Di là dalla solidarietà espressa dai democratici Usa, che lascia il tempo che trova, l’analisi porta a ritenere che la pressione interna da un lato e lo stop alle negoziazioni sul nucleare dall’altro (con la conseguenza di sanzioni durature) prefigurano per la società iraniana un periodo di forte instabilità e la probabilità di nuovi incidenti che, se gestiti in maniera organizzata, potrebbero portare a uno scontro totale con la teocrazia degli ayatollah.

L’assenza dell’alleato russo

Ulteriore elemento su cui riflettere in questa fase così delicata è l’assenza - motivata dalla guerra in Ucraina - della Russia a supporto diretto del regime: Mosca è sempre stata pronta ad aiutare Teheran, fedele alleata e perno di un asse che proietta gli interessi russi sull’intero arco mediorientale.

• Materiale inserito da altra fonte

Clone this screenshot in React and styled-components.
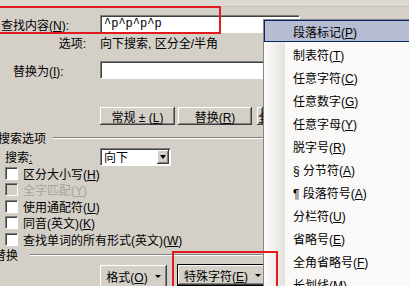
import React from 'react';
import styled, { createGlobalStyle, css } from 'styled-components';

const Global = createGlobalStyle`
  html, body { margin: 0; padding: 0; background: #d4d0c8; }
  #root { width: 409px; height: 286px; overflow: hidden; }
`;

const Dialog = styled.div`
  position: relative;
  width: 409px;
  height: 286px;
  overflow: hidden;
  background: #d4d0c8;
  font-family: "Liberation Sans", "Noto Sans CJK SC", sans-serif;
  font-size: 12px;
  color: #000;
  display: flex;
  flex-direction: column;
`;

const TopStrip = styled.div`
  flex: none;
  height: 6px;
  background: #dddad4;
  border-bottom: 1px solid #c8c4bb;
`;

const Row = styled.div`
  flex: none;
  display: flex;
  align-items: ${p => p.$align || 'center'};
  height: ${p => p.$h}px;
  margin-top: ${p => p.$mt || 0}px;
  padding-left: ${p => p.$pl || 0}px;
  white-space: nowrap;
`;

const Label = styled.span`
  flex: none;
  width: ${p => p.$w}px;
  text-align: ${p => p.$right ? 'right' : 'left'};
  padding-right: ${p => p.$pr || 0}px;
  box-sizing: border-box;
  white-space: nowrap;
`;

const Key = styled.span`
  text-decoration: underline;
`;

const TextInput = styled.div`
  flex: none;
  box-sizing: border-box;
  width: 200px;
  height: 18px;
  background: #fff;
  border-top: 1px solid #808080;
  border-left: 1px solid #808080;
  border-right: 1px solid #fff;
  border-bottom: 1px solid #fff;
  box-shadow: inset 1px 1px #404040;
  padding-left: 3px;
  display: flex;
  align-items: center;
  font-family: "Liberation Mono", monospace;
  font-size: 12px;
`;

const Button = styled.div`
  flex: none;
  box-sizing: border-box;
  width: ${p => p.$w}px;
  height: ${p => p.$h || 18}px;
  margin-top: ${p => p.$mt || 0}px;
  margin-left: ${p => p.$ml || 0}px;
  display: flex;
  align-items: center;
  justify-content: ${p => p.$left ? 'flex-start' : 'center'};
  padding-left: ${p => p.$pl || 0}px;
  gap: 7px;
  overflow: hidden;
  white-space: nowrap;
  background: #d4d0c8;
  box-shadow: inset -1px -1px #404040, inset 1px 1px #fff,
    inset -2px -2px #808080, inset 2px 2px #d4d0c8;
  ${p => p.$focus && css`
    border: 1px solid #000;
    box-shadow: inset -1px -1px #404040, inset 1px 1px #fff,
      inset -2px -2px #808080;
  `}
`;

const Caret = styled.span`
  flex: none;
  width: 0;
  height: 0;
  border-left: 3px solid transparent;
  border-right: 3px solid transparent;
  border-top: 3px solid #000;
`;

const GroupHead = styled.div`
  flex: none;
  display: flex;
  align-items: center;
  height: ${p => p.$h}px;
  margin-top: ${p => p.$mt || 0}px;
  margin-left: ${p => p.$ml || 0}px;
  gap: ${p => p.$gap || 6}px;
  white-space: nowrap;
`;

const Etch = styled.div`
  flex: 1;
  height: 0;
  margin-top: 2px;
  border-top: 1px solid #808080;
  border-bottom: 1px solid #fff;
`;

const Select = styled.div`
  flex: none;
  box-sizing: border-box;
  width: 71px;
  height: 18px;
  background: #fff;
  border-top: 1px solid #808080;
  border-left: 1px solid #808080;
  border-right: 1px solid #fff;
  border-bottom: 1px solid #fff;
  box-shadow: inset 1px 1px #404040;
  display: flex;
  align-items: center;
  justify-content: space-between;
  padding: 1px 1px 1px 3px;
`;

const SelectBtn = styled.div`
  width: 12px;
  height: 14px;
  box-sizing: border-box;
  display: flex;
  align-items: center;
  justify-content: center;
  background: #d4d0c8;
  box-shadow: inset -1px -1px #404040, inset 1px 1px #fff,
    inset -2px -2px #808080;
`;

const SelTri = styled.span`
  width: 0;
  height: 0;
  border-left: 3.5px solid transparent;
  border-right: 3.5px solid transparent;
  border-top: 4px solid #000;
`;

const CheckRow = styled.div`
  flex: none;
  display: flex;
  align-items: center;
  height: ${p => p.$h}px;
  padding-left: 5px;
  gap: 5px;
  white-space: nowrap;
  color: ${p => p.$disabled ? '#a6a39c' : '#000'};
`;

const Box = styled.span`
  flex: none;
  width: 11px;
  height: 11px;
  background: ${p => p.$disabled ? '#d4d0c8' : '#fff'};
  border-top: 1px solid #808080;
  border-left: 1px solid #808080;
  border-right: 1px solid #fff;
  border-bottom: 1px solid #fff;
  box-shadow: inset 1px 1px #404040;
`;

const Menu = styled.div`
  position: absolute;
  left: 263px;
  top: 19px;
  width: 170px;
  height: 300px;
  box-sizing: border-box;
  border: 1px solid #868686;
  background: linear-gradient(to right, #fdfdfc 0, #e4e2dd 21px, #faf9f7 21px);
  display: flex;
  flex-direction: column;
`;

const MenuItem = styled.div`
  flex: none;
  box-sizing: border-box;
  height: 23px;
  display: flex;
  align-items: center;
  padding-left: 29px;
  white-space: nowrap;
  font-size: 12px;
  ${p => p.$active && css`
    height: 22px;
    margin-bottom: 1px;
    padding-left: 28px;
    background: #b6bdd2;
    border: 1px solid #0a246a;
  `}
`;

const Mark = styled.div`
  position: absolute;
  box-sizing: border-box;
  left: ${p => p.$x}px;
  top: ${p => p.$y}px;
  width: ${p => p.$w}px;
  height: ${p => p.$h}px;
  border: 2px solid #e11b20;
  pointer-events: none;
`;

const menuItems = [
  ['段落标记', 'P'],
  ['制表符', 'T'],
  ['任意字符', 'C'],
  ['任意数字', 'G'],
  ['任意字母', 'Y'],
  ['脱字号', 'R'],
  ['§  分节符', 'A'],
  ['¶ 段落符号', 'A'],
  ['分栏符', 'U'],
  ['省略号', 'E'],
  ['全角省略号', 'F'],
  ['长划线', 'M'],
];

const checks = [
  { t: '区分大小写', k: 'H', h: 16 },
  { t: '全字匹配', k: 'Y', h: 17, d: true },
  { t: '使用通配符', k: 'U', h: 16 },
  { t: '同音(英文)', k: 'K', h: 17 },
  { t: '查找单词的所有形式(英文)', k: 'W', h: 17 },
];

export default function App() {
  return (
    <Dialog>
      <Global />
      <TopStrip />
      <Row $h={18} $mt={8} $pl={1}>
        <Label $w={99}>查找内容(<Key>N</Key>):</Label>
        <TextInput>^p^p^p^p</TextInput>
      </Row>
      <Row $h={18}>
        <Label $w={100} $right $pr={14}>选项:</Label>
        <span>向下搜索, 区分全/半角</span>
      </Row>
      <Row $h={18} $mt={10} $pl={13}>
        <Label $w={87}>替换为(<Key>I</Key>):</Label>
        <TextInput />
      </Row>
      <Row $h={18} $mt={28} $pl={100}>
        <Button $w={75}><span>常规 ± (<Key>L</Key>)</span></Button>
        <Button $w={74} $ml={3}><span>替换(<Key>R</Key>)</span></Button>
        <Button $w={6} $ml={5} $left $pl={1}><span>全</span></Button>
      </Row>
      <GroupHead $h={14} $mt={5} $ml={-2} $gap={7}>
        <span>搜索选项</span>
        <Etch />
      </GroupHead>
      <Row $h={17} $mt={4} $pl={5}>
        <Label $w={95}>搜索<Key>:</Key></Label>
        <Select>
          <span>向下</span>
          <SelectBtn><SelTri /></SelectBtn>
        </Select>
      </Row>
      {checks.map(c => (
        <CheckRow key={c.t} $h={c.h} $disabled={c.d}>
          <Box $disabled={c.d} />
          <span>{c.t}(<Key>{c.k}</Key>)</span>
        </CheckRow>
      ))}
      <GroupHead $h={12} $ml={-6} $gap={12}>
        <span>替换</span>
        <Etch />
      </GroupHead>
      <Row $h={23} $mt={4} $pl={100} $align="flex-start">
        <Button $w={67} $h={23} $mt={1}><span>格式(<Key>O</Key>)</span><Caret /></Button>
        <Button $w={91} $h={22} $ml={10} $focus><span>特殊字符(<Key>E</Key>)</span><Caret /></Button>
      </Row>

      <Menu>
        {menuItems.map(([t, k], i) => (
          <MenuItem key={i} $active={i === 0}>
            <span>{t}(<Key>{k}</Key>)</span>
          </MenuItem>
        ))}
      </Menu>

      <Mark $x={-4} $y={6} $w={225} $h={28} />
      <Mark $x={172} $y={251} $w={106} $h={45} />
    </Dialog>
  );
}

Dallo sviluppo del nucleare a partire dalla metà degli anni Novanta in poi, il Cremlino ha costruito un’alleanza che ha espresso la sua massima partecipazione durante la guerra allo Stato Islamico tra il 2013 e il 2018, quando i russi hanno finanziato e sostenuto militarmente i Pasdaran, ossia il braccio armato e vera leadership iraniana, che tiene in mano anche le redini del potere economico del Paese.

Il tutto per evitare che gli americani estendessero la loro influenza in Asia centrale, specie dopo gli sconquassi nel vicino Iraq; e per impedirgli di destabilizzare anche l’Iran, che si candidava a essere la più grande potenza regionale del Medio Oriente. Se l’elezione nel 2013 del moderato Hassan Rouhani alla presidenza iraniana aveva fatto ben sperare, meno di dieci anni dopo si è al punto più basso della (mancata) rinascita iraniana.

Adesso, la sopravvivenza del modello politico teocratico che Ruhollah Khomeini impose in accordo con le vecchie generazioni, dipende soprattutto da un patto sociale che sappia andare incontro alle richieste delle nuove generazioni. Se questo non avverrà, l’ostinata intransigenza degli ayatollah e del presidente Raisi rischia di trascinare l’Iran in una spirale di violenze dagli esiti imprevedibili.